One morning, when staying at Lamport Hall, I went to meet the Quorn at Keythorpe Hall, and as I came near, Charles Leslie (then M.P. for Monaghan) came galloping forward to meet me with a message from Sir Richard Sutton. It appeared that at a large party which had taken place overnight at Quorndon Hall there had been much talk about various riders, and Sir Richard had declared that if I were out I should beat the whole field. Leslie had sent his best horse, Marmion, for me to ride; but I preferred my own, and did not regret it.
It was as well that hounds were able to run that day, for there was some pretty hard riding. They found in Ram’s Head Gorse, and ran fast, over a very strongly-fenced country, to Stockerston Wood. I led during the whole run, jumping gates and whatever else came in the way; and when hounds entered the wood the only other man in the field was Little Gilmour. Lord Cardigan was close up with him: he had put his thumb out of joint in a bad fall, and had to go home.
In talking over the riders he knew with Lord Cardigan, he paid Lord Wilton what I thought a great compliment, saying he thought nothing of his riding, “for he would jump through the bars of a gate.” It seemed to me to prove the ease with which he crossed country, and certainly few men were often as near hounds as Lord Wilton in a good run.
Sir Richard Sutton was always very kind to me. I well remember his gratification when I justified his good predictions that I should cut down the field. But on another day I had the misfortune to get into his bad books. He was going to draw Norton Gorse, and on the way we had to pass through Ilston Spinney. Having had a hint from a farmer, I made haste to get through the spinney, and when half-way heard a view halloo. Away went the fox and away went the hounds on a blazing scent—no master, no servants, and a hard riding field on the top of the pack, with nobody to keep them in hand. It was a regular scurry, and many of them got falls, among them Lord Wilton. At last hounds checked, and the Baronet came up. We had unduly pressed hounds, and nobody had a word to say when he spoke his mind about it. We all caught it in a strain we remembered, though Sir Richard never allowed an abusive word to pass his lips. Egged on by others, I begged him to let us off, promising to help kill the fox, for I had seen him in the Norton Brook while I was in the air. Hounds were got on to the line, and, settling to it, soon killed him.
“Now,” said Sir Richard, “I will serve you all out; I’ll find my next fox in Charnwood Forest.”

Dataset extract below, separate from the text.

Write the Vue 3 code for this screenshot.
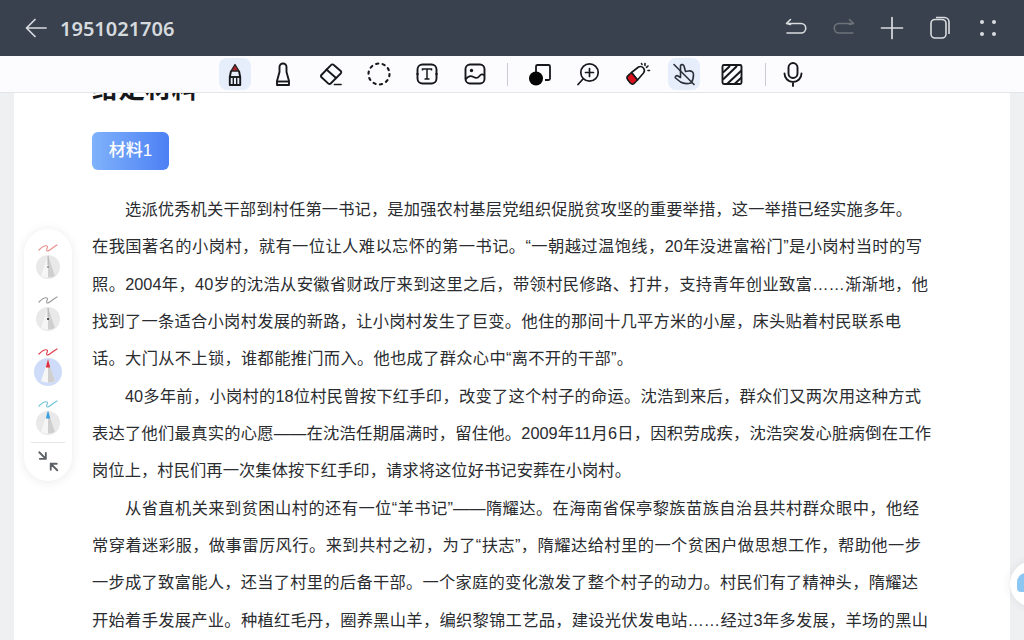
<script setup>
const lines = [
  { t: '选派优秀机关干部到村任第一书记，是加强农村基层党组织促脱贫攻坚的重要举措，这一举措已经实施多年。', end: 912, indent: true },
  { t: '在我国著名的小岗村，就有一位让人难以忘怀的第一书记。“一朝越过温饱线，20年没进富裕门”是小岗村当时的写', end: 922 },
  { t: '照。2004年，40岁的沈浩从安徽省财政厅来到这里之后，带领村民修路、打井，支持青年创业致富……渐渐地，他', end: 928 },
  { t: '找到了一条适合小岗村发展的新路，让小岗村发生了巨变。他住的那间十几平方米的小屋，床头贴着村民联系电', end: 901 },
  { t: '话。大门从不上锁，谁都能推门而入。他也成了群众心中“离不开的干部”。', end: 633 },
  { t: '40多年前，小岗村的18位村民曾按下红手印，改变了这个村子的命运。沈浩到来后，群众们又两次用这种方式', end: 921, indent: true },
  { t: '表达了他们最真实的心愿——在沈浩任期届满时，留住他。2009年11月6日，因积劳成疾，沈浩突发心脏病倒在工作', end: 931 },
  { t: '岗位上，村民们再一次集体按下红手印，请求将这位好书记安葬在小岗村。', end: 631 },
  { t: '从省直机关来到贫困山村的还有一位“羊书记”——隋耀达。在海南省保亭黎族苗族自治县共村群众眼中，他经', end: 919, indent: true },
  { t: '常穿着迷彩服，做事雷厉风行。来到共村之初，为了“扶志”，隋耀达给村里的一个贫困户做思想工作，帮助他一步', end: 921 },
  { t: '一步成了致富能人，还当了村里的后备干部。一个家庭的变化激发了整个村子的动力。村民们有了精神头，隋耀达', end: 918 },
  { t: '开始着手发展产业。种植红毛丹，圈养黑山羊，编织黎锦工艺品，建设光伏发电站……经过3年多发展，羊场的黑山', end: 928 }
]
const lineWidth = (l) => `${l.end - (l.indent ? 125 : 92)}px`

const pens = [
  { ring: false, wave: '#e88f8a', tip: '#8a8a8a', grey: true },
  { ring: false, wave: '#9a9a9a', tip: '#222', grey: true },
  { ring: true, wave: '#df3c48', tip: '#df2f3e', grey: false },
  { ring: false, wave: '#6fc3d6', tip: '#3d9fe0', grey: false }
]
</script>

<template>
  <div class="screen">
    <header class="topbar">
      <div class="title-group">
        <svg class="back" width="24" height="24" viewBox="0 0 24 24" fill="none" stroke="#d9dcdf" stroke-width="1.7" stroke-linecap="round" stroke-linejoin="round">
          <path d="M2.5 12H22M11 3.5 2.5 12l8.5 8.500" />
        </svg>
        <span class="doc-title">1951021706</span>
      </div>
      <div class="top-actions">
        <svg width="24" height="24" viewBox="0 0 24 24" fill="none" stroke="#d9dcdf" stroke-width="1.6" stroke-linecap="round" stroke-linejoin="round">
          <path d="M2.5 7.500H17a4.700 4.700 0 0 1 0 9.500H3M6.500 3.500l-4 4 4 1" />
        </svg>
        <svg width="24" height="24" viewBox="0 0 24 24" fill="none" stroke="#6d7379" stroke-width="1.6" stroke-linecap="round" stroke-linejoin="round">
          <path d="M21.500 7.500H7a4.700 4.700 0 0 0 0 9.500h14M17.500 3.500l4 4-4 1" />
        </svg>
        <svg width="24" height="24" viewBox="0 0 24 24" fill="none" stroke="#d9dcdf" stroke-width="1.7" stroke-linecap="round">
          <path d="M12 1.500v21M1.500 12h21" />
        </svg>
        <svg width="24" height="24" viewBox="0 0 24 24" fill="none" stroke="#d9dcdf" stroke-width="1.6">
          <rect x="3" y="3.500" width="15" height="18.500" rx="4" />
          <path d="M8 1.500h8.500A4.500 4.500 0 0 1 21 6v12" />
        </svg>
        <svg width="24" height="24" viewBox="0 0 24 24" fill="#d9dcdf">
          <circle cx="6" cy="6" r="2" /><circle cx="18" cy="6" r="2" />
          <circle cx="6" cy="18" r="2" /><circle cx="18" cy="18" r="2" />
        </svg>
      </div>
    </header>

    <nav class="toolbar">
      <div class="tool-group">
        <button class="tool active">
          <svg viewBox="0 0 32 32" fill="none" stroke="#16181b" stroke-width="1.9" stroke-linejoin="round">
            <path d="M16 6.500 20 13h-8z" fill="#a8242f" stroke="#222" stroke-width="1.300" />
            <path d="M12 13 10.800 19v8h10.400v-8L20 13" />
            <path d="M10.800 19h10.400" />
            <path d="M14.300 20v7M17.700 20v7" stroke-width="1.400" />
          </svg>
        </button>
        <button class="tool">
          <svg viewBox="0 0 32 32" fill="none" stroke="#16181b" stroke-width="1.9" stroke-linejoin="round">
            <path d="M12.500 14V9a3.500 3.500 0 0 1 7 0v5l2.500 9v4H10v-4z" />
            <path d="M10 23.500h12" />
          </svg>
        </button>
        <button class="tool">
          <svg viewBox="0 0 32 32" fill="none" stroke="#16181b" stroke-width="1.9" stroke-linejoin="round" stroke-linecap="round">
            <path d="M18.500 6.800 25.700 13a1.600 1.600 0 0 1 .1 2.300L15.700 25.500a1.600 1.600 0 0 1-2.300.1L6.500 19.300a1.600 1.600 0 0 1-.1-2.300L16.200 6.900a1.600 1.600 0 0 1 2.300-.1z" />
            <path d="m11.500 11.500 9.500 8.500" />
            <path d="M19.500 26.500H26" stroke-width="1.700" />
          </svg>
        </button>
        <button class="tool">
          <svg viewBox="0 0 32 32" fill="none" stroke="#16181b" stroke-width="2.100" stroke-linecap="round">
            <circle cx="16" cy="16" r="10.500" stroke-dasharray="2.300 4.300" />
          </svg>
        </button>
        <button class="tool">
          <svg viewBox="0 0 32 32" fill="none" stroke="#16181b" stroke-width="1.900">
            <rect x="6.500" y="6.500" width="19" height="19" rx="5" />
            <path d="M11.500 12.500v-1.500h9v1.500M16 11v10M13.500 21h5" stroke-width="1.500" />
            <circle cx="6.500" cy="16" r="1.200" fill="#16181b" stroke="none" />
            <circle cx="25.500" cy="16" r="1.200" fill="#16181b" stroke="none" />
          </svg>
        </button>
        <button class="tool">
          <svg viewBox="0 0 32 32" fill="none" stroke="#16181b" stroke-width="1.900" stroke-linejoin="round">
            <rect x="6.500" y="6.500" width="19" height="19" rx="4.500" />
            <circle cx="12.500" cy="12.500" r="1.700" fill="#16181b" stroke="none" />
            <path d="M6.500 21.500c3-4 5.500-4 8-2.500s4.500 1 6-1 3.500-2 5-.5" stroke-width="1.700" />
          </svg>
        </button>
      </div>
      <span class="sep first"></span>
      <div class="tool-group">
        <button class="tool">
          <svg viewBox="0 0 32 32" fill="none" stroke="#16181b" stroke-width="1.800">
            <path d="M13 7h11.500a1.500 1.500 0 0 1 1.500 1.500v12a1.500 1.500 0 0 1-1.500 1.500H21" />
            <path d="M13.500 7a1.500 1.500 0 0 0-1.500 1.500V14" />
            <circle cx="12" cy="20.500" r="7" fill="#050505" stroke="none" />
          </svg>
        </button>
        <button class="tool">
          <svg viewBox="0 0 32 32" fill="none" stroke="#16181b" stroke-width="1.700" stroke-linecap="round">
            <circle cx="17.500" cy="14.500" r="8.700" />
            <path d="M17.500 10.500v8M13.500 14.500h8" />
            <path d="M11 21 6 26.500" />
          </svg>
        </button>
        <button class="tool">
          <svg viewBox="0 0 32 32" fill="none" stroke="#16181b" stroke-width="1.600" stroke-linecap="round" stroke-linejoin="round">
            <path d="m11.500 14.500 7-5.500a4 4 0 0 1 5 6l-6 7z" fill="#fff" />
            <path d="m11.500 14.500-3.500 3.200a3 3 0 0 0-.3 4l2.600 3.300a3 3 0 0 0 4 .3l3.200-3.300z" fill="#d8121c" />
            <path d="M25 5.500v2M28 8l-1.500 1.300M29.500 12.500h-1.500M21.500 5.500l.5 1" />
          </svg>
        </button>
        <button class="tool active">
          <svg viewBox="0 0 32 32" fill="none" stroke="#2a3038" stroke-width="1.600" stroke-linecap="round" stroke-linejoin="round">
            <path d="M12.500 7.500c1-1.500 3-1 3.500.5l1.500 5.500 3-.5c3-.5 5 1 5 3.500 0 4-.5 6-2.500 8.500-4 1-8 .5-10.500-1l-5-4c-1-1.500 1-3 2.500-2l2.500 1.500z" />
            <path d="M6 6.500 26 26.500" />
          </svg>
        </button>
        <button class="tool">
          <svg viewBox="0 0 32 32" fill="none" stroke="#16181b">
            <rect x="6.500" y="7" width="19" height="19" rx="1.500" stroke-width="1.900" />
            <path d="M7 14.500 14 8M7 21.500 21 8M11 26 25.500 12.500M18.500 26l7-6.500" stroke-width="2" />
          </svg>
        </button>
      </div>
      <span class="sep second"></span>
      <button class="tool mic">
        <svg viewBox="0 0 32 32" fill="none" stroke="#16181b" stroke-width="1.900" stroke-linecap="round">
          <rect x="11.500" y="5" width="9" height="15" rx="4.500" />
          <path d="M7.500 15.500a8.500 8.500 0 0 0 17 0M16 24v4" />
        </svg>
      </button>
    </nav>

    <main class="workspace">
      <article class="paper">
        <h1 class="heading">给定材料</h1>
        <div class="badge">材料1</div>
        <div class="body-text">
          <span
            v-for="(l, i) in lines"
            :key="i"
            class="line"
            :class="{ indented: l.indent }"
            :style="{ width: lineWidth(l) }"
          >{{ l.t }}</span>
        </div>
      </article>

      <aside class="palette">
        <div v-for="(p, i) in pens" :key="i" class="pen" :class="{ selected: p.ring }">
          <svg class="wave" width="22" height="10" viewBox="0 0 22 10" fill="none" :stroke="p.wave" stroke-width="1.200" stroke-linecap="round">
            <path d="M2 7c3-3 6-5 8-4 2 1-2 4 0 5 2 .5 6-4 10-6" />
          </svg>
          <span class="pen-disc">
            <svg viewBox="0 0 28 28" width="28" height="28">
              <path d="M14 2 21 23q-7 3-14 0z" fill="#f6f6f6" />
              <path d="M14 2 21 23q-3.500 1.500-7 1.500z" fill="#cfcfcf" />
              <path v-if="p.grey" d="M14 3v9" stroke="#999" stroke-width=".7" />
              <circle v-if="p.grey" cx="14" cy="14" r="1" :fill="p.tip" />
              <path v-else d="M14 1 16.200 9.500h-4.400z" :fill="p.tip" />
            </svg>
          </span>
        </div>
        <hr class="palette-rule" />
        <svg class="collapse" width="24" height="24" viewBox="0 0 22 22" fill="none" stroke="#5d6167" stroke-width="1.700" stroke-linecap="round">
          <path d="M3 3l6 6M3.500 9H9V3.500M19.500 19.500l-6-6M13.500 19V13.500H19" />
        </svg>
      </aside>

      <div class="float-tab"><span class="float-glyph"></span></div>
    </main>
  </div>
</template>

<style>
html, body { margin: 0; background: #eff0f2; }
</style>

<style scoped>
.screen {
  width: 1024px;
  height: 640px;
  display: flex;
  flex-direction: column;
  overflow: hidden;
  font-family: "Liberation Sans", "Noto Sans CJK SC", sans-serif;
}
.topbar {
  height: 56px;
  flex: none;
  background: #38414d;
  display: flex;
  align-items: center;
  justify-content: space-between;
  padding: 0 24px 0 24px;
}
.title-group { display: flex; align-items: center; gap: 12px; }
.doc-title {
  font-family: "Noto Sans", sans-serif;
  font-size: 20px;
  font-weight: 600;
  color: #d6dade;
}
.top-actions { display: flex; align-items: center; gap: 24px; }
.top-actions svg { display: block; }
.toolbar {
  height: 36px;
  flex: none;
  background: #fcfcfe;
  border-bottom: 1px solid #e3e5e9;
  display: flex;
  align-items: center;
  padding: 0 0 0 219px;
  position: relative;
  z-index: 2;
}
.tool-group { display: flex; gap: 16px; }
.tool {
  width: 32px;
  height: 32px;
  padding: 0;
  border: 0;
  background: none;
  border-radius: 8px;
  display: block;
}
.tool svg { display: block; width: 32px; height: 32px; }
.tool.active { background: #e6eefb; }
.sep { width: 1px; height: 23px; background: #c9ccd0; flex: none; }
.sep.first { margin: 0 16px 0 16px; }
.sep.second { margin: 0 11px 0 17px; }
.workspace {
  position: relative;
  flex: 1;
  min-height: 0;
  overflow: hidden;
  background: #eff0f2;
  padding-left: 14px;
}
.paper {
  width: 996px;
  height: 100%;
  background: #fff;
  box-sizing: border-box;
  padding-left: 78px;
  overflow: hidden;
}
.heading {
  margin: -22px 0 0;
  font-size: 26.5px;
  line-height: 36px;
  height: 36px;
  font-weight: 700;
  color: #16181b;
}
.badge {
  width: 77px;
  height: 38px;
  margin-top: 25px;
  box-sizing: border-box;
  line-height: 38px;
  text-align: center;
  color: #fff;
  font-size: 17px;
  font-weight: 500;
  border-radius: 6px;
  background: linear-gradient(90deg, #7fb2fb, #4d80f4);
}
.body-text { margin-top: 21px; }
.line {
  display: block;
  height: 37.35px;
  line-height: 37.35px;
  font-size: 16.3px;
  color: #2a2c2f;
  white-space: nowrap;
  text-align: justify;
  text-align-last: justify;
}
.line.indented { margin-left: 33px; }
.palette {
  position: absolute;
  left: 24px;
  top: 136px;
  width: 48px;
  height: 252px;
  box-sizing: border-box;
  padding-top: 14px;
  background: #fff;
  border-radius: 24px;
  box-shadow: 0 1px 10px rgba(40, 50, 70, 0.1);
  display: flex;
  flex-direction: column;
  align-items: center;
}
.pen {
  width: 48px;
  height: 52px;
  display: flex;
  flex-direction: column;
  align-items: center;
}
.wave { display: block; flex: none; }
.pen-disc {
  width: 24px;
  height: 24px;
  margin-top: 2px;
  border-radius: 50%;
  background: #e9e9ea;
  display: flex;
  align-items: center;
  justify-content: center;
  overflow: hidden;
  flex: none;
}
.pen-disc svg { display: block; flex: none; }
.pen.selected .pen-disc { width: 28px; height: 28px; margin-top: 1px; background: #cfdcf9; }
.palette-rule {
  width: 34px;
  margin: -9px 0 0;
  border: 0;
  border-top: 1px solid #e6e7ea;
}
.collapse { display: block; margin-top: 6px; }
.float-tab {
  position: absolute;
  left: 1010px;
  top: 468px;
  width: 46px;
  height: 46px;
  border-radius: 50%;
  background: #fff;
  box-shadow: 0 0 8px rgba(60, 70, 90, 0.12);
}
.float-glyph {
  position: absolute;
  left: 7px;
  top: 12px;
  width: 20px;
  height: 19px;
  border-radius: 9px 9px 4px 4px;
  background: #8cc6f3;
}
</style>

There was general dismay at this announcement, for Charnwood Forest was fourteen miles off. Lord Gardner, recovering the shock first, came up to me.
“You must stop this!” he said. “Go and apologise for us.” I declined, feeling and saying that I was no better than the worst among the offenders; but on Lord Gardner’s urging that “there was nobody else he would listen to,” I gave way, and Sir Richard, like the really good, kind-hearted master he was, let us off, and found another fox close by.

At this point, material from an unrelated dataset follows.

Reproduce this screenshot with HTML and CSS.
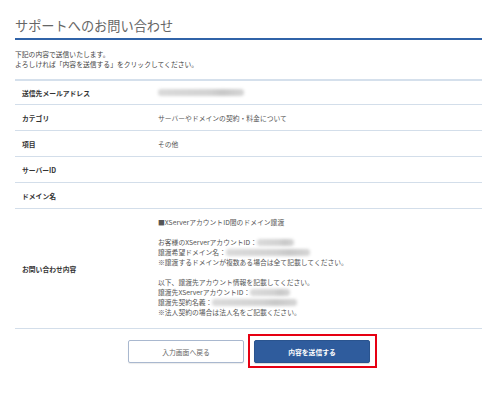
FILE: index.html
```html
<!DOCTYPE html>
<html lang="ja">
<head>
<meta charset="utf-8">
<link rel="stylesheet" href="styles.css">
</head>
<body>
<div class="page">
  <h1 class="title">サポートへのお問い合わせ</h1>
  <p class="intro">下記の内容で送信いたします。<br>よろしければ「内容を送信する」をクリックしてください。</p>
  <div class="table">
    <div class="row first">
      <div class="label">送信先メールアドレス</div>
      <div class="value"><span class="blur" style="width:86px"></span></div>
    </div>
    <div class="row">
      <div class="label">カテゴリ</div>
      <div class="value">サーバーやドメインの契約・料金について</div>
    </div>
    <div class="row">
      <div class="label">項目</div>
      <div class="value">その他</div>
    </div>
    <div class="row">
      <div class="label">サーバーID</div>
      <div class="value"></div>
    </div>
    <div class="row">
      <div class="label">ドメイン名</div>
      <div class="value"></div>
    </div>
    <div class="row big">
      <div class="label">お問い合わせ内容</div>
      <div class="value multi">
        <div class="line">■XServerアカウントID間のドメイン譲渡</div>
        <div class="line"></div>
        <div class="line">お客様のXServerアカウントID：<span class="blur" style="width:37px"></span></div>
        <div class="line">譲渡希望ドメイン名：<span class="blur" style="width:84px"></span></div>
        <div class="line">※譲渡するドメインが複数ある場合は全て記載してください。</div>
        <div class="line"></div>
        <div class="line">以下、譲渡先アカウント情報を記載してください。</div>
        <div class="line">譲渡先XServerアカウントID：<span class="blur" style="width:40px"></span></div>
        <div class="line">譲渡先契約名義：<span class="blur" style="width:85px"></span></div>
        <div class="line">※法人契約の場合は法人名をご記載ください。</div>
      </div>
    </div>
  </div>
  <div class="actions">
    <button class="btn back">入力画面へ戻る</button>
    <div class="highlight">
      <button class="btn send">内容を送信する</button>
    </div>
  </div>
</div>
</body>
</html>
```

FILE: styles.css
```css
html, body {
  margin: 0;
  padding: 0;
  background: #ffffff;
}
body {
  font-family: "Noto Sans CJK JP", "Noto Sans", sans-serif;
  color: #444;
}
.page {
  width: 467px;
  padding: 0 18px 24px 15px;
}
.title {
  margin: 0;
  padding-top: 16px;
  padding-bottom: 2px;
  font-size: 13.2px;
  line-height: 20px;
  font-weight: 400;
  color: #666;
  border-bottom: 2px solid #3063a8;
}
.intro {
  margin: 9px 0 0;
  font-size: 6.8px;
  line-height: 10px;
  color: #444;
}
.table {
  margin-top: 10px;
  border-top: 2px solid #d5e0ec;
}
.row {
  display: flex;
  align-items: center;
  height: 25px;
  border-bottom: 1px solid #d3deea;
}
.row.first {
  height: 23px;
}
.row.big {
  height: auto;
}
.label {
  width: 136px;
  padding-left: 7px;
  font-size: 6.8px;
  font-weight: 700;
  color: #333;
}
.value {
  flex: 1;
  font-size: 6.8px;
  color: #555;
  display: flex;
  align-items: center;
}
.value.multi {
  display: block;
  padding: 8px 0 11px;
}
.line {
  height: 10px;
  line-height: 10px;
  display: flex;
  align-items: center;
}
.blur {
  display: inline-block;
  height: 7px;
  background: linear-gradient(90deg, #dadada, #d2d2d2 60%, #c8c8c8 75%, #d6d6d6);
  filter: blur(1.6px);
  border-radius: 3px;
}
.actions {
  display: flex;
  justify-content: center;
  gap: 10px;
  margin-top: 11px;
  padding-left: 1px;
}
.btn {
  width: 116px;
  height: 23px;
  margin: 0;
  padding: 0;
  font-family: "Noto Sans CJK JP", "Noto Sans", sans-serif;
  font-size: 6.8px;
  border-radius: 2px;
  cursor: pointer;
}
.back {
  background: #ffffff;
  border: 1px solid #a9b8cf;
  color: #666;
  box-shadow: 0 1px 1px rgba(0, 0, 0, 0.08);
}
.send {
  background: #2f5c9d;
  border: 1px solid #2a548f;
  color: #ffffff;
  font-weight: 700;
  box-shadow: 0 1px 1px rgba(0, 0, 0, 0.15);
  display: block;
}
.highlight {
  position: relative;
}
.highlight::after {
  content: "";
  position: absolute;
  top: -6px;
  left: -6px;
  right: -7px;
  bottom: -5px;
  border: 2px solid #e60012;
  pointer-events: none;
}
```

There were two lively young members of the Quorn who habitually pressed hounds, Colonel Forrester and Bromley Davenport, whose shortness of sight may perhaps be pleaded in extenuation. On arriving at the meet in his chariot, as the vehicle was called in the ’forties, Sir Richard enquired of his first whipper-in whether these gentlemen were out. He was told they were, and forthwith the whipper-in was ordered to draw some of the best hounds, which were put into the carriage and sent home!

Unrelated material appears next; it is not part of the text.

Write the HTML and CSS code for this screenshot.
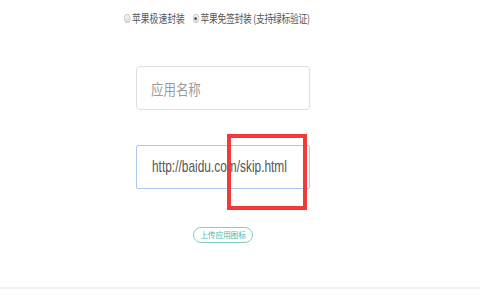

Sir Richard Sutton had a strong sense of the duty of a master and the right way to discharge it. On one occasion he killed his fox in the shrubbery of a clergyman. The place was very nicely kept, and the hunt servants having made, as was rather unavoidable, rather a mess of the paths, &c., the owner wrote to complain. Sir Richard, instead of going to the meet with a pair of horses next morning, ordered out four, and went a good deal out of his way to call and apologise; to offer payment also. The clergyman, a very gentlemanly man, repented the tenor of his complaint, and Sir Richard’s anxiety to put matters right quite disarmed him. He apologised for having written, would not hear of accepting compensation, and expressed the hope that he might see hounds in his neighbourhood again soon! So much for civility.